Pero algunas claves espigadas en sus poemas indican que desde años atrás ya se consideraba un viejo prematuro, no por el peso de los años, sino por la erosión repentina que lo marchitó desde la niñez, cuando vivió a destiempo algunas experiencias traumáticas. “Los momentos, no los años, araron surcos en mi rostro”, declara el protagonista de Don Juan, un alter ego del poeta, y en una carta a su amiga Lady Melbourne recapitula: “Ignoro cómo han sido las vidas de otros hombres, pero no puedo concebir nada más extraño que la época más temprana de la mía”. Se refería, según MacCarthy, a dos vejaciones que padeció en la infancia, cuando fue seducido por una de sus niñeras y más tarde, por Lord Grey, un cínico pretendiente de su madre.
Condenado a la precocidad, a partir de la adolescencia empezó una carrera de erotómano que incluyó un incesto con su media hermana Augusta, idilios culposos con varios compañeros de colegio, adulterios con aristócratas de la corte (una de ellas, Caroline Lamb, lo amenazó con suicidarse si la abandonaba) y un sinfín de orgías en los bajos fondos de Londres que lo obligaron a exiliarse para siempre cuando su primera y única esposa, Annabella Milbanke, descubrió con horror que se había casado con un libertino.
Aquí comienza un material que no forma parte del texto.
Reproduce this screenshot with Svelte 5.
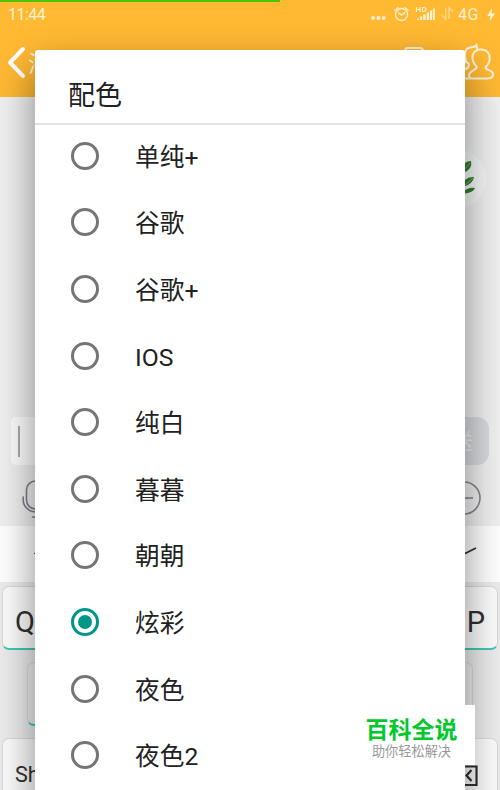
<script>
  const schemes = ['单纯+', '谷歌', '谷歌+', 'IOS', '纯白', '暮暮', '朝朝', '炫彩', '夜色', '夜色2'];
  let selected = $state('炫彩');
</script>

<div class="screen">
  <header>
    <div class="progress"><i></i></div>
    <div class="status">
      <span class="clock">11:44</span>
      <svg class="indicators" width="74" height="24" viewBox="0 0 74 24" fill="none" stroke="#fff0d0" stroke-width="1.4" stroke-linecap="round">
        <g fill="#fff0d0" stroke="none">
          <circle cx="3" cy="15" r="2" /><circle cx="8.4" cy="15" r="2" /><circle cx="13.8" cy="15" r="2" />
          <path d="M47 17h2v-1.5h-2zM50 17h2.2v-3.5H50zM53.200 17h2.4V11.5h-2.4zM56.700 17h2.4V9.500h-2.4zM60 17h2.200V7.500H60zM63 17h2V5.500h-2z" />
        </g>
        <circle cx="31.5" cy="11.5" r="6" />
        <path d="M29 10.2l2.5 2 3-2.4M25 7.3l3-2.6M35 4.7l3 2.6" />
        <path d="M46.500 4.500v4M50 4.500v4M46.500 6.500H50M52.500 4.500v4h1q2.500-.2 2.500-2t-2.500-2z" stroke-width="1.200" />
      </svg>
      <svg class="transfer" width="13" height="16" viewBox="0 0 13 16" fill="none" stroke="#ffd98e" stroke-width="1.4">
        <path d="M4.7 2v11L1 9.5M8 13V2l3.7 3.5" />
      </svg>
      <span class="network">4G</span>
      <svg class="bolt" width="8" height="14" viewBox="0 0 8 14" fill="#fff3dc"><path d="M5 0L.3 8h3L2.5 13.5 7.8 5.5H4.5z" /></svg>
    </div>
    <nav>
      <svg class="back" width="20" height="34" viewBox="0 0 20 34" fill="none" stroke="#fff" stroke-width="4" stroke-linecap="round" stroke-linejoin="round"><path d="M17 3L4 16.500 17 30" /></svg>
      <span class="chat-name">海</span>
      <svg class="card" width="20" height="24" viewBox="0 0 20 24" fill="none" stroke="#ffefd0" stroke-width="2"><rect x="1" y="1" width="18" height="22" rx="3" /></svg>
      <svg class="people" width="36" height="38" viewBox="0 0 36 38" fill="none" stroke="#fff3dd" stroke-width="2" stroke-linecap="round" stroke-linejoin="round">
        <path d="M6 18C4 10 5 5 10 4.500q3.500-.2 6-1.500l.5-1.500.8 4M5 19c5 0 5 5 1 7M2 35.500h8" />
        <path d="M21 6.500c-6 0-9 4-8.500 9 .2 4 2 6 4.500 8.500-.500 3-8 3.500-8 8.500 0 2 1.500 3 3.500 3h15c5 0 7-4 4.500-6.500-2.500-2.300-6.500-2-6.500-5 2.500-2 4-4.500 4.200-8.500.3-5-2.700-9-8.700-9z" />
      </svg>
    </nav>
  </header>

  <main>
    <div class="avatar">
      <svg width="60" height="60" viewBox="0 0 60 60">
        <g fill="#347d32"><path d="M35 24Q36 12 45 12 47 20 37 24z" /><path d="M35 39Q38 27 48 28 47 35 37 38z" /><path d="M35 44Q42 38 49 39 48 44 35 45z" /></g>
        <path d="M37 22L44 14M38 37l9-8" stroke="#7db56b" stroke-width="1" />
      </svg>
    </div>
  </main>

  <div class="composer">
    <div class="entry"><i></i></div>
    <div class="send">发送</div>
  </div>
  <div class="tools">
    <svg width="34" height="42" viewBox="0 0 34 42" fill="none" stroke="#7f7f88" stroke-width="1.6" stroke-linecap="round">
      <rect x="4.500" y="1" width="20" height="28" rx="9" /><path d="M1.200 17v3c0 7 6 12 13.300 12s13.500-5 13.500-12v-3M10.500 37h9" />
    </svg>
    <svg width="34" height="34" viewBox="0 0 34 34" fill="none" stroke="#85858e" stroke-width="1.600"><circle cx="16" cy="17" r="16" /><path d="M9 17h16" /></svg>
  </div>
  <div class="candidates">
    <svg width="10" height="4" viewBox="0 0 10 4"><path d="M0 1.500h8" stroke="#555" stroke-width="1.300" /></svg>
    <svg width="28" height="14" viewBox="0 0 28 14" fill="none" stroke="#333" stroke-width="1.800"><path d="M1 2l13 6 12-6" /></svg>
  </div>

  <section class="keyboard">
    <div class="keys top"><b>Q</b><b>P</b></div>
    <div class="keys middle"></div>
    <div class="keys bottom">
      <b>Sh</b>
      <svg width="32" height="24" viewBox="0 0 32 24" fill="none" stroke="#303030" stroke-width="2.200"><path d="M9 2.500h20.500v18.500H9L1 11.500zM24.500 6l-5 5.500 5 5.500M11 6l5 5.500-5 5.500" /></svg>
    </div>
  </section>

  <div class="dialog" role="dialog" aria-label="配色">
    <h1>配色</h1>
    <div class="options" role="radiogroup">
      {#each schemes as scheme}
        <button role="radio" aria-checked={selected === scheme} onclick={() => (selected = scheme)}>
          <span class="radio" class:checked={selected === scheme}></span>
          <span class="label">{scheme}</span>
        </button>
      {/each}
    </div>
  </div>

  <div class="brand"><strong>百科全说</strong><span>助你轻松解决</span></div>
</div>

<style>
  :global(body) { margin: 0; }
  .screen { position: relative; width: 500px; height: 790px; overflow: hidden; display: flex; flex-direction: column; background: #f0f0f0; font-family: Roboto, "Noto Sans CJK SC", sans-serif; color: #212121; }
  .screen * { box-sizing: border-box; }
  svg { display: block; flex: none; }
  header { height: 97px; flex: none; background: #ffb933; }
  .progress { height: 3px; }
  .progress i { display: block; width: 280px; height: 2px; background: #4cc50a; }
  .status { height: 27px; display: flex; padding-left: 8px; color: #fff0d2; font-size: 16px; line-height: 24px; }
  .clock { width: 362px; flex: none; letter-spacing: -.5px; }
  .transfer { margin: 3px 0 0 -3px; }
  .network { width: 28px; margin-left: 4px; letter-spacing: .6px; }
  .bolt { margin-left: 1px; margin-top: 5px; }
  nav { height: 67px; display: flex; align-items: flex-start; padding-left: 6px; }
  .back { margin-top: 16px; }
  .chat-name { width: 376px; margin-left: 2px; margin-top: 18px; font-size: 23px; line-height: 33px; color: #fff0d2; }
  .card { margin-top: 17px; }
  .people { margin-left: 36px; margin-top: 13px; }
  main { height: 320px; flex: none; display: flex; justify-content: flex-end; padding: 52px 14px 0 0; }
  .avatar { width: 60px; height: 60px; border-radius: 50%; overflow: hidden; background: #f6f8f7; }
  .composer { height: 48px; flex: none; display: flex; padding: 0 11px; gap: 12px; }
  .entry { flex: 1; background: #fdfdfd; border-radius: 5px; padding: 9px 7px; }
  .entry i { display: block; width: 2px; height: 31px; background: #aaa; }
  .send { width: 77px; border-radius: 12px; background: #d9dadf; color: #eff0f2; font-size: 22px; line-height: 50px; text-align: right; padding-right: 16px; }
  .tools { height: 61px; flex: none; display: flex; justify-content: space-between; align-items: flex-start; padding: 15px 18px 0 22px; }
  .tools svg:last-child { margin-top: 1px; }
  .candidates { height: 56px; flex: none; background: #fff; display: flex; justify-content: space-between; padding: 20px 22px 0 34px; }
  .candidates svg:first-child { margin-top: 6px; }
  .keyboard { height: 208px; flex: none; background: #ececec; padding: 4px 2px; display: flex; flex-direction: column; gap: 12px; }
  .keys { flex: none; height: 64px; display: flex; justify-content: space-between; border: 1px solid #dadada; border-bottom: 2px solid #3fc9b6; border-radius: 7px; background: #fcfcfc; padding: 0 12px; }
  .keys b { font-weight: 400; color: #303030; font-size: 29px; line-height: 71px; }
  .middle { margin: 0 25px; background: #eee; }
  .keys.bottom b { font-size: 21.5px; line-height: 71px; }
  .bottom svg { margin: 25px 6px 0 0; }
  .dialog { position: absolute; left: 35px; top: 50px; width: 430px; height: 790px; background: #fff; border-radius: 3px 3px 0 0; box-shadow: 0 18px 40px rgba(0,0,0,.46); }
  h1 { margin: 0; height: 75px; padding: 9px 0 0 33px; border-bottom: 2px solid #e2e2e2; font-weight: 400; font-size: 27px; line-height: 75px; }
  .options { display: flex; flex-direction: column; margin-top: -2.8px; }
  button { height: 66.67px; flex: none; border: 0; background: none; padding: 0 0 0 36px; display: flex; align-items: center; font: inherit; color: inherit; text-align: left; }
  .radio { width: 28px; height: 28px; flex: none; border: 3px solid #757575; border-radius: 50%; display: flex; align-items: center; justify-content: center; }
  .checked { border-color: #009688; }
  .checked::after { content: ""; width: 14px; height: 14px; border-radius: 50%; background: #009688; }
  .label { margin-left: 36px; margin-top: 4px; font-size: 24.7px; line-height: 36px; }
  .brand { position: absolute; left: 350px; top: 705px; width: 125px; height: 60px; background: #fff; display: flex; flex-direction: column; align-items: center; padding: 10px 2px 0 0; }
  .brand strong { color: #00c82d; font-size: 23px; line-height: 31px; font-weight: 700; }
  .brand span { color: #999; font-size: 13.2px; line-height: 12px; }
</style>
Para entonces ya era el poeta más famoso de Inglaterra y al salir del país, los diarios amarillistas lo compararon con Enrique VIII, Calígula, Nerón y Heliogábalo. Nunca volvió a su patria, donde la homosexualidad se castigaba con pena de muerte y a veces, la turbamulta linchaba a los condenados en el trayecto al patíbulo. A los 36 años acumulaba siglos de libertinaje: tal vez por eso aceptó con resignación que le había llegado su hora.
Oscar Wilde, un alma gemela de Byron que sufrió un linchamiento idéntico en la época victoriana, escribió en De profundis que su antepasado “fue una figura simbólica de las pasiones de una época y del cansancio de esas pasiones”. La autopsia que le hicieron en Missolonghi confirma ese diagnóstico, pues reveló todos los signos de un hombre de muy avanzada edad, con un corazón más grande de lo normal, pero flácido: el corazón de un viejo. La lozanía exterior del cadáver contrastaba con su decrepitud interna. Quizá Wilde pensaba en ese contraste cuando escribió El retrato de Dorian Gray, cuyo nombre es casi idéntico al del lord que pervirtió a Byron. La vejez invisible quizá horrorice a los moralistas, pero hay algo peor que padecer el cansancio de las pasiones: no haberlas vivido nunca. Tal vez por eso se ha masificado el estilo de vida impuesto por esos dandis.